Families of slain victims and survivors of the Highland Park mass shooting have filed lawsuits against the gunman, his father and Smith & Wesson, which manufactured the gun used in the deadly attack.
The lawsuits were filed Wednesday by multiple law firms that represent surviving victims, estates of slain victims and family members who witnessed their loved ones being shot.
The defendants in the lawsuits are Robert Crimo III, Robert Crimo Jr., Smith & Wesson, online gun distributor Bud’s Gun Shop, Illinois gun retailer Red Dot Arms.
The lawsuits allege that Smith & Wesson’s marketing of the weapon used in the Fourth of July shooting was unfair and deceptive.
The suit says the marketing is misleading because it implies a non-existent association between Smith & Wesson’s “M&P,” short for military and police, line of assault rifles and the United States Military.
The suit also says that Smith & Wesson’s marketing and sales practices promote and sell an image that “caters to and attracts individuals” like the shooter.
Attorneys say the shooting was the “foreseeable and entirely preventable result of a chain of events initiated by Smith & Wesson.”
Online distributor Bud’s Gun Shop and retailer Red Dot Arms are accused of negligently and illegally selling the murder weapon, an M&P 15 semi-automatic rifle, to Robert Crimo III in violation of the assault weapons bans in Highwood and Highland Park.
Crimo, 21, of Highwood, has been charged with 21 counts of first-degree murder, 48 counts of attempted murder and 48 counts of aggravated battery with a firearm.
Seven people were left dead in the parade shooting and over 45 were injured.
“The community in and around Highland Park has been devastated by this tragic shooting and too many lives have been lost or forever changed. Parents and grandparents lost their lives while simply trying to spend time with their families, others were shot and seriously wounded, including one young boy who has paid the highest price and will never ride his bike or run again,” said Antonio Romanucci, founding partner at Romanucci and Blandin.

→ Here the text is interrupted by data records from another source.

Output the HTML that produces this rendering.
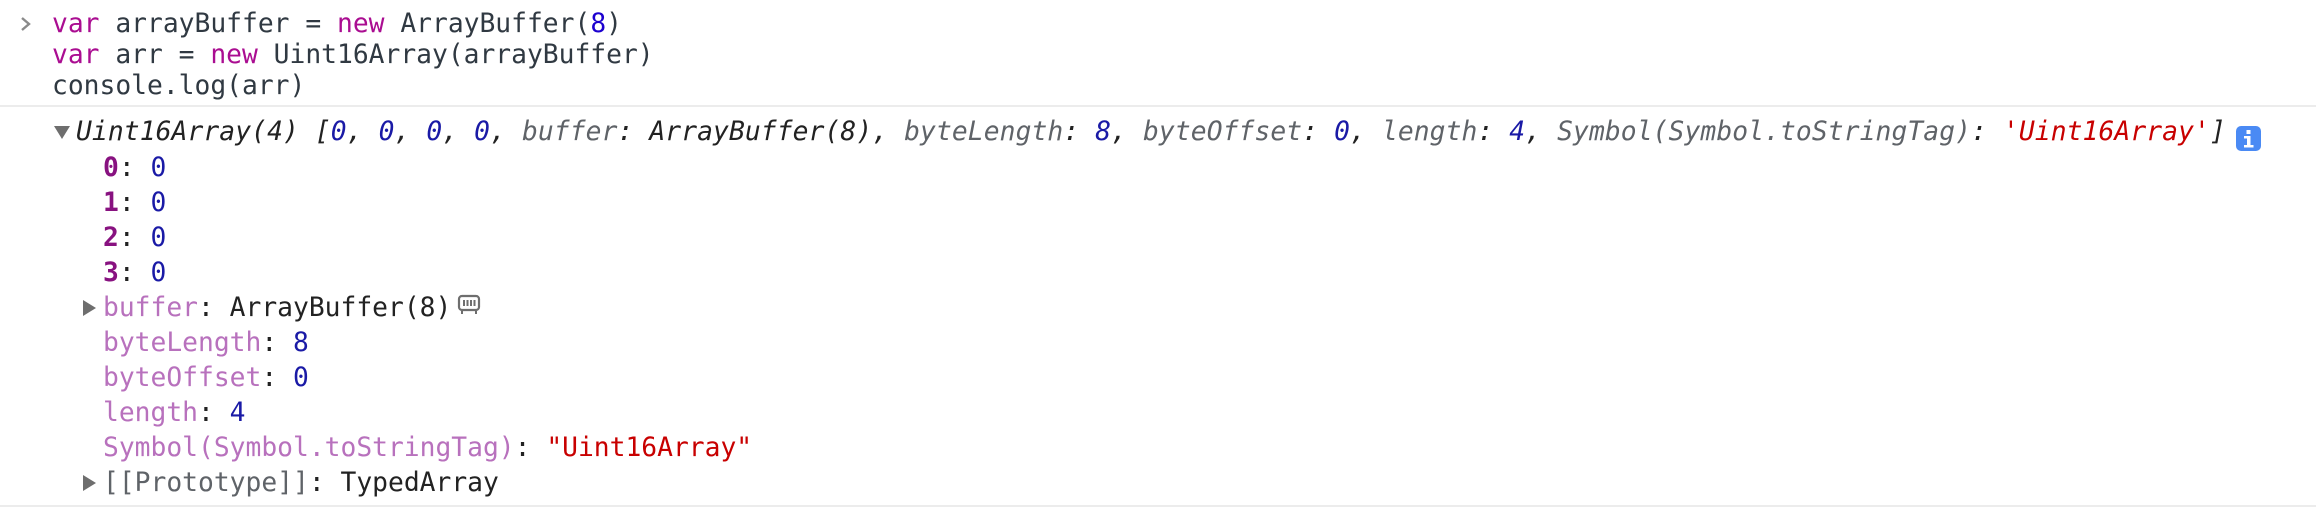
<!DOCTYPE html>
<html><head><meta charset="utf-8"><style>
html,body{margin:0;padding:0;background:#fff;width:2316px;height:508px;overflow:hidden}
.l{position:absolute;white-space:pre;font-family:"DejaVu Sans Mono","Liberation Mono",monospace;font-size:26.3px;line-height:30px;color:#222}
.in{color:#303942}
.kw{color:#aa0d91}
.n{color:#1c00cf}
.it{font-style:italic;letter-spacing:0.09px}
.g{color:#5f6368}
.b{color:#1a1aa6}
.s{color:#c80000}
.ik{color:#881280;font-weight:bold}
.k{color:#b871bd}
.sep{position:absolute;left:0;width:2316px;height:2px;background:#ececec}
.tri{position:absolute;width:0;height:0}
</style></head><body>
<svg style="position:absolute;left:20px;top:16px" width="12" height="16" viewBox="0 0 12 16"><path d="M2 2l7 6-7 6" fill="none" stroke="#8a8a8a" stroke-width="2.4"/></svg>
<div class="l in" style="left:52px;top:9px"><span class="kw">var</span> arrayBuffer = <span class="kw">new</span> ArrayBuffer(<span class="n">8</span>)</div>
<div class="l in" style="left:52px;top:40px"><span class="kw">var</span> arr = <span class="kw">new</span> Uint16Array(arrayBuffer)</div>
<div class="l in" style="left:52px;top:71px">console.log(arr)</div>
<div class="sep" style="top:105px"></div>

<div class="tri" style="left:54px;top:126px;border-left:8px solid transparent;border-right:8px solid transparent;border-top:13px solid #6e6e6e"></div>
<div class="l it" style="left:76px;top:117px">Uint16Array(4) [<span class="b">0</span>, <span class="b">0</span>, <span class="b">0</span>, <span class="b">0</span>, <span class="g">buffer</span>: ArrayBuffer(8), <span class="g">byteLength</span>: <span class="b">8</span>, <span class="g">byteOffset</span>: <span class="b">0</span>, <span class="g">length</span>: <span class="b">4</span>, <span class="g">Symbol(Symbol.toStringTag)</span>: <span class="s">'Uint16Array'</span>]</div>
<svg style="position:absolute;left:2236px;top:126px" width="25" height="25" viewBox="0 0 25 25"><rect x="0" y="0" width="25" height="25" rx="5" fill="#4a8af4"/><rect x="10.5" y="4" width="4" height="4" fill="#fff"/><path d="M8 10h6.5v9h3v2.5h-9.5v-2.5h3v-6.5h-3z" fill="#fff"/></svg>

<div class="l" style="left:103px;top:153px"><span class="ik">0</span>: <span class="b">0</span></div>
<div class="l" style="left:103px;top:188px"><span class="ik">1</span>: <span class="b">0</span></div>
<div class="l" style="left:103px;top:223px"><span class="ik">2</span>: <span class="b">0</span></div>
<div class="l" style="left:103px;top:258px"><span class="ik">3</span>: <span class="b">0</span></div>

<div class="tri" style="left:83px;top:300px;border-top:8px solid transparent;border-bottom:8px solid transparent;border-left:13px solid #6e6e6e"></div>
<div class="l" style="left:103px;top:293px"><span class="k">buffer</span>: ArrayBuffer(8)</div>
<svg style="position:absolute;left:457px;top:294px" width="24" height="20" viewBox="0 0 24 20"><rect x="2" y="2" width="20" height="14" rx="3" fill="none" stroke="#6e6e6e" stroke-width="2.2"/><path d="M7 6v6M10.5 6v6M14 6v6M17.5 6v6M5 17v3M19 17v3" stroke="#6e6e6e" stroke-width="2"/></svg>
<div class="l" style="left:103px;top:328px"><span class="k">byteLength</span>: <span class="b">8</span></div>
<div class="l" style="left:103px;top:363px"><span class="k">byteOffset</span>: <span class="b">0</span></div>
<div class="l" style="left:103px;top:398px"><span class="k">length</span>: <span class="b">4</span></div>
<div class="l" style="left:103px;top:433px"><span class="k">Symbol(Symbol.toStringTag)</span>: <span class="s">"Uint16Array"</span></div>
<div class="tri" style="left:83px;top:475px;border-top:8px solid transparent;border-bottom:8px solid transparent;border-left:13px solid #6e6e6e"></div>
<div class="l" style="left:103px;top:468px"><span class="g">[[Prototype]]</span>: TypedArray</div>
<div class="sep" style="top:505px"></div>
</body></html>
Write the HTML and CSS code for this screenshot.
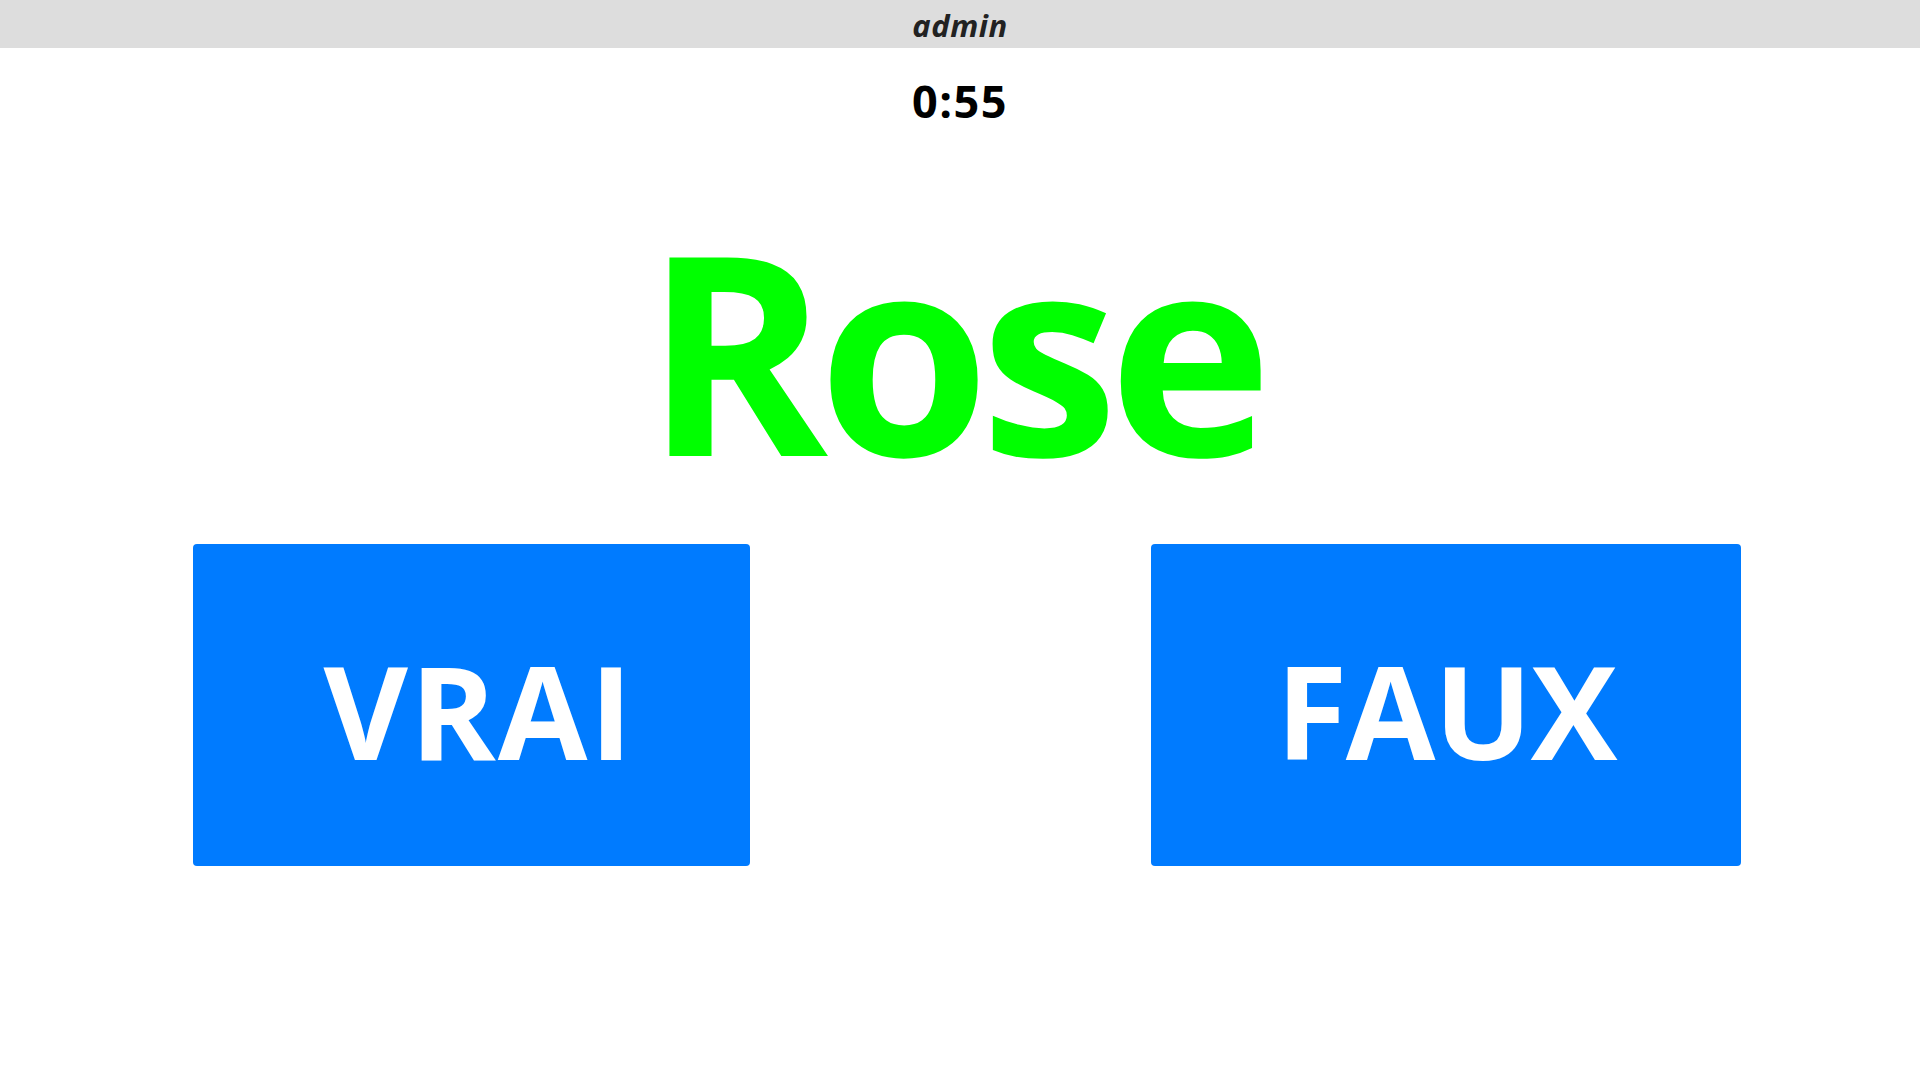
FILE: index.html
```html
<!DOCTYPE html>
<html lang="fr">
<head>
<meta charset="utf-8">
<title>Quiz</title>
<link rel="stylesheet" href="styles.css">
</head>
<body>
<header class="topbar"><span class="user">admin</span></header>
<main class="game">
  <div class="timer">0:55</div>
  <div class="word">Rose</div>
  <div class="answers">
    <button class="answer answer-true">VRAI</button>
    <button class="answer answer-false">FAUX</button>
  </div>
</main>
</body>
</html>
```
FILE: styles.css
```css
html, body {
  margin: 0;
  padding: 0;
  background: #ffffff;
  font-family: "Open Sans", "Noto Sans", sans-serif;
}
.topbar {
  height: 48px;
  background: #dddddd;
  display: flex;
  align-items: center;
  justify-content: center;
}
.user {
  font-size: 31px;
  font-weight: 700;
  font-style: italic;
  color: #222222;
  line-height: 1;
  padding-top: 2px;
  letter-spacing: 0.5px;
}
.game {
  display: flex;
  flex-direction: column;
  align-items: center;
}
.timer {
  margin-top: 23px;
  font-size: 45px;
  line-height: 60px;
  font-weight: 700;
  color: #000000;
  letter-spacing: 1.5px;
}
.word {
  margin-top: 78px;
  padding-right: 13px;
  font-size: 278px;
  line-height: 278px;
  font-weight: 700;
  color: #00ff00;
  letter-spacing: -10px;
}
.answers {
  align-self: stretch;
  display: flex;
  margin-top: 57px;
  padding-left: 193px;
  gap: 401px;
}
.answer {
  height: 322px;
  padding: 8px 0 0;
  border: none;
  border-radius: 4px;
  background: #007bff;
  color: #ffffff;
  font-family: "Open Sans", "Noto Sans", sans-serif;
  font-size: 130px;
  font-weight: 700;
  line-height: normal;
}
.answer-true {
  width: 557px;
  padding-left: 15px;
  letter-spacing: 2px;
}
.answer-false {
  width: 590px;
  letter-spacing: -1.5px;
}
```
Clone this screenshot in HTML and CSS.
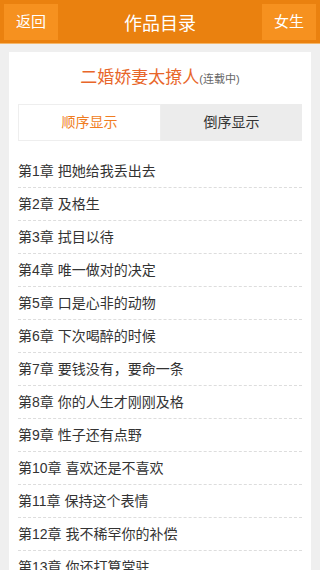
FILE: index.html
```html
<!DOCTYPE html>
<html lang="zh-CN">
<head>
  <meta charset="UTF-8">
  <title>作品目录</title>
  <link rel="stylesheet" href="styles.css">
</head>
<body>
  <div class="header">
    <a class="btn back">返回</a>
    <h1>作品目录</h1>
    <a class="btn">女生</a>
  </div>
  <div class="box">
    <div class="book_name">二婚娇妻太撩人<span>(连载中)</span></div>
    <div class="tabs">
      <a class="tab on">顺序显示</a>
      <a class="tab">倒序显示</a>
    </div>
    <ul class="chapters">
    </ul>
  </div>
  <script>
    var list = [
      '把她给我丢出去', '及格生', '拭目以待', '唯一做对的决定', '口是心非的动物',
      '下次喝醉的时候', '要钱没有，要命一条', '你的人生才刚刚及格', '性子还有点野',
      '喜欢还是不喜欢', '保持这个表情', '我不稀罕你的补偿', '你还打算常驻'
    ];
    var ul = document.querySelector('.chapters');
    list.forEach(function (name, i) {
      var li = document.createElement('li');
      li.innerHTML = '第' + (i + 1) + '章 ' + name;
      ul.appendChild(li);
    })
  </script>
</body>
</html>
```

FILE: styles.css
```css
* {
  padding: 0;
  margin: 0;
}
body {
  background-color: #efefef;
  font-family: "Liberation Sans", "Noto Sans CJK SC", sans-serif;
  color: #333;
}
.header {
  height: 44px;
  padding: 0 4px;
  box-sizing: border-box;
  display: flex;
  align-items: center;
  justify-content: space-between;
  background-color: #ea810f;
  border-bottom: 1px solid #f4b66a;
}
.header h1 {
  font-size: 18px;
  font-weight: normal;
  color: #fff;
}
.btn {
  width: 54px;
  height: 36px;
  line-height: 36px;
  text-align: center;
  font-size: 15px;
  color: #fff;
  background-color: #f6911f;
}
.box {
  margin: 8px 9px 0;
  padding: 14px 9px 0;
  background-color: #fff;
}
.book_name {
  height: 24px;
  line-height: 24px;
  text-align: center;
  font-size: 17px;
  color: #e8662a;
}
.book_name span {
  font-size: 11px;
  color: #666;
}
.tabs {
  display: flex;
  margin-top: 14px;
}
.tab {
  flex: 1;
  height: 37px;
  line-height: 37px;
  text-align: center;
  font-size: 14px;
  color: #333;
  background-color: #ececec;
}
.tab.on {
  color: #f07d22;
  background-color: #fff;
  border: 1px solid #eee;
  line-height: 35px;
  box-sizing: border-box;
}
.chapters {
  list-style: none;
  margin-top: 14px;
}
.chapters li {
  height: 32px;
  line-height: 32px;
  font-size: 14px;
  border-bottom: 1px dashed #ddd;
}
```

“The use of a Smith & Wesson M&P15 for this nefarious purpose was predictable and preventable and there must be accountability for the corporate decisions that incubated this tragedy, clearly dismissing public safety while bringing in record earnings. With this litigation we intend to end the Smith & Wesson manipulation of consumers,” Romanucci said.
The plaintiffs in the lawsuits include the estates of Nicolas Toledo-Zaragoza, 78, of Mexico; Jacquelyn Sundheim, 63, of Highland Park; and Stephen Straus, 88, of Highland Park.
Surviving victims included in the lawsuits are the Roberts family, Lauren Bennett, Lorena Rebollar Sedano, Mirna Rodriguez, Michael Zeifert, Amelia Tenorio, Silvia Vergara and over 30 people who suffered trauma after seeing their family members shot.
“The July 4th mass shooting in Highland Park wasn’t just an act of one troubled young man,” said Alla Lefkowitz, senior director of affirmative litigation at Everytown Law.
“As our complaints allege, he used a gun that was deceptively and unfairly marketed to him by Smith & Wesson, illegally sold to him by Bud’s Gun Shop and Red Dot Arms, and negligently put in his hands by his father. Each and every one of those entities and individuals bears responsibility for the devastation at the parade, and our lawsuit seeks to hold them accountable for the damage their actions led to,” Lefkowitz said.
The lawsuit against Robert Crimo Jr., who is the alleged shooter’s father, accuses him of sponsoring his son’s Firearm Owners Identification card application shortly after the 19-year-old attempted suicide with a machete and allegedly threatened to kill everyone in his house.
Leah Sundheim, the daughter of Jacki Sundheim, who was shot and killed, said she had lived for 28 years in a world where her mother was just a phone call away.
“After the phone rang on July 4th and my dad had to tell me that my mom went to the parade, that she was shot, that she was dead. My life is now broken into a before and an after. Before when my family was whole, when my childhood home was filled with yarn and laughter. After July 4th there is silence, there is grief, and there is the weight of her loss filling up every corner of my life,” Sundheim said.
Jon Strauss, whose father Steven Strauss was shot and killed, said there are no words that can “truly convey the trauma of having a loved one stolen from you; violently snatched away, with no rhyme or reason, never to return.”
“Our dad had been stolen from us and we would never get him back. The bullets that ended our father’s long life also forever altered the path of our family. Now, we would share the unwelcome distinction of being yet another American family shattered by random gun violence,” Strauss said.